Part 1 - David McCormick

Free and enslaved Black musicians greatly enriched the musical culture of Virginia from the early days of slavery onward. The sounds of enslaved fiddlers were heard on Mulberry Row and in the great house at Monticello. Sally Hemings’ son with Thomas Jefferson, Eston Hemings, became a well-known fiddler upon moving to Chillicothe, Ohio and the band he led was part of a distinguished lineage of string bands in that region. Thomas Jefferson visited Jesse Scott, a free Black man and accomplished fiddler, often in his Main Street home in downtown Charlottesville. The Scott family would play their fiddles for Jefferson, and even provided the musical entertainment for Lafayette’s visit to Charlottesville in 1824. Other distinctive sounds of Black music during this time were the gourd banjo and jaw harp. Dozens of examples of the latter have been excavated in a variety of locations at Monticello.

Part 2 - Loren Ludwig

Black people, both enslaved and free, were active participants in nearly all aspects of music making in eighteenth- and nineteenth-century Virginia. While there is something of a historiographic tradition of imagining certain musical activities as "white" (such as the aristocratic musical gatherings in Williamsburg and later Monticello that were so important to Jefferson), archival evidence suggests otherwise. Yet, as we know, patterns in the survival of evidence do not allow for an easy reconstruction of specific musical acts featuring Black people--musical recording technology would not emerge for nearly a century, much music was not notated, and few instruments have survived intact. This presents a historiographic and interpretive challenge: how do we tell the story of music making at Monticello and elsewhere in Virginia during the colonial and revolutionary periods that registers the complex and multivalent interactions between white and Black people? How do we avoid a reductive account of musical activities as "white" or "Black," while relying on written and material sources that often strategically silenced musical acts that involved Black people? Ludwig will discuss a range of eighteenth-century archival accounts (and a couple discoveries!) of Black participation in music making that suggest new historiographic approaches to the age old--and now somewhat urgent--challenge of recounting the racial complexity of American musical history.


Baroque violinist David McCormick is Artistic Director of Early Music Access Project (EMAP), a rotating group of musicians bringing a wide range of early music to Charlottesville and surrounding communities. In addition to his work with EMAP, David is a member of medieval ensemble Alkemie and Executive Director of Shenandoah Valley Bach Festival.
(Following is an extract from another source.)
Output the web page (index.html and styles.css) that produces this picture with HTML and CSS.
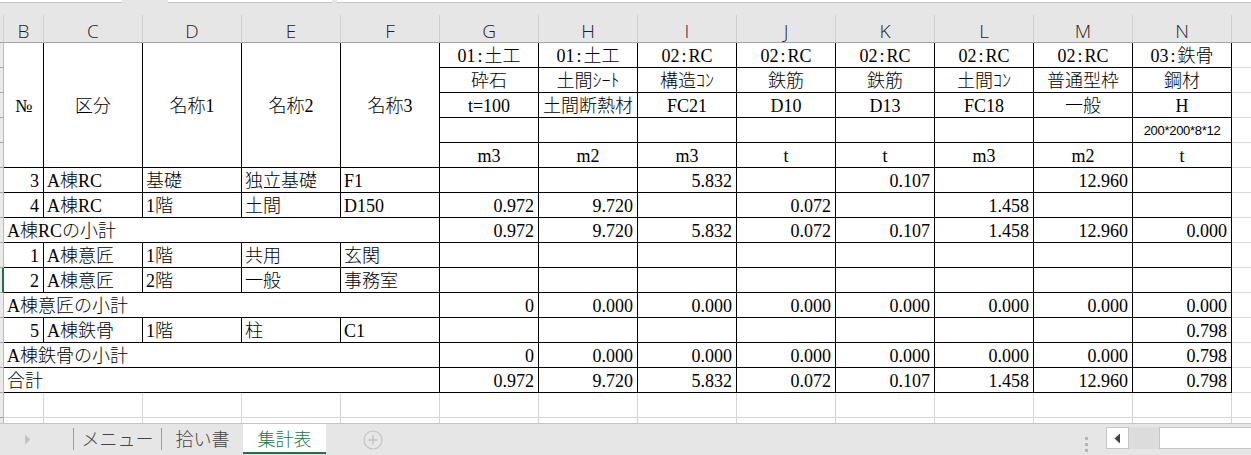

Loren Ludwig is a scholar/performer based in Baltimore, MD. He researches what he describes as "polyphonic intimacy," the idea that music in the Western tradition is constructed to foster social relationships among its performers and listeners. Loren is a co-founder of LeStrange Viols and Science Ficta and performs with ACRONYM, EMAP, and numerous ensembles in the US and abroad. He also serves as program coordinator for the program in the Arts, Humanities, & Health at the Johns Hopkins School of Medicine.